The study of Physicochemical and Organoleptical features of Traditional Ice Cream produced from Sheep's and Cow's milk

Authors
1 Innovative Technologies in Functional Food Production Research Center, Varamin-Pishva Branch, Islamic Azad University, Varamin, Iran.
2 MSC Student, Department of Food Science and Technology, Varamin Branch, Islamic Azad University, Varamin,Iran.

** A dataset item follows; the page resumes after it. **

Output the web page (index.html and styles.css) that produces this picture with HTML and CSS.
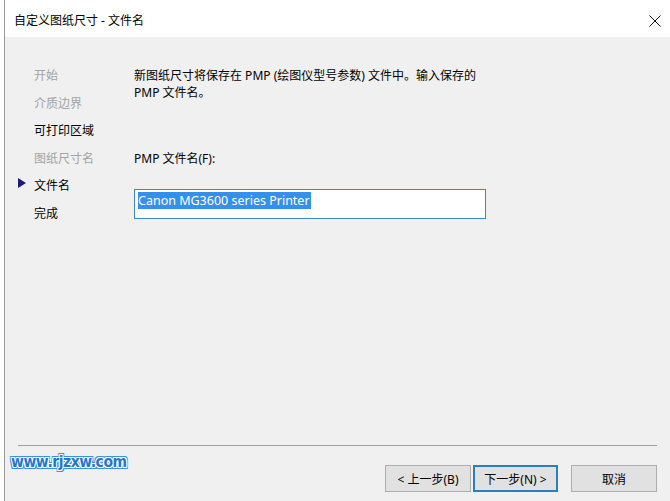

3 Assistant professor, Department of Food Science and Technology, Faculty of Agriculture, Varamin-Pishva Branch, Islamic Azad University, Varamin, Iran.
Abstract
High nutritional properties and therapeutic effects of sheep milk and dairy products can help many of the body's needs with its beneficial effects. Different percentages of cow's and sheep's milk (25, 50, 75 and 100%) were used in the preparation of traditional ice cream. Physicochemical and sensory tests such as pH, acidity (Dornik), fat percentages, melting resistance, dry matter and sensorial features such as flavor, odour, texture, sweetness and acceptability were studied. This research has 5 treatments and all tests were performed with 3 replications. Duncan's multiple range test was used to determine the difference between means at 95% confidence level and SPSS software was used for statistical analysis. The percentage of overrun in all samples was 30% as the same. The higher the percentage of cow's milk in the ice cream formulation, the lower the acidity, and conversely, the higher the percentage of sheep's milk in the ice cream formulation, the higher the acidity was observed. The pH of sample containing 100% cow's milk was highest. Traditional ice cream containing 75% of sheep's milk, had the highest percentages of fat, dry matter and melt resistance. According to the 5-point Hedonic sensorial features treatment containing 50% of cow's milk and 50% sheep had a higher sensory rating than other treatments, and also in terms of characteristics Sensory senses are closer to the control treatment and are introduced as superior treatments.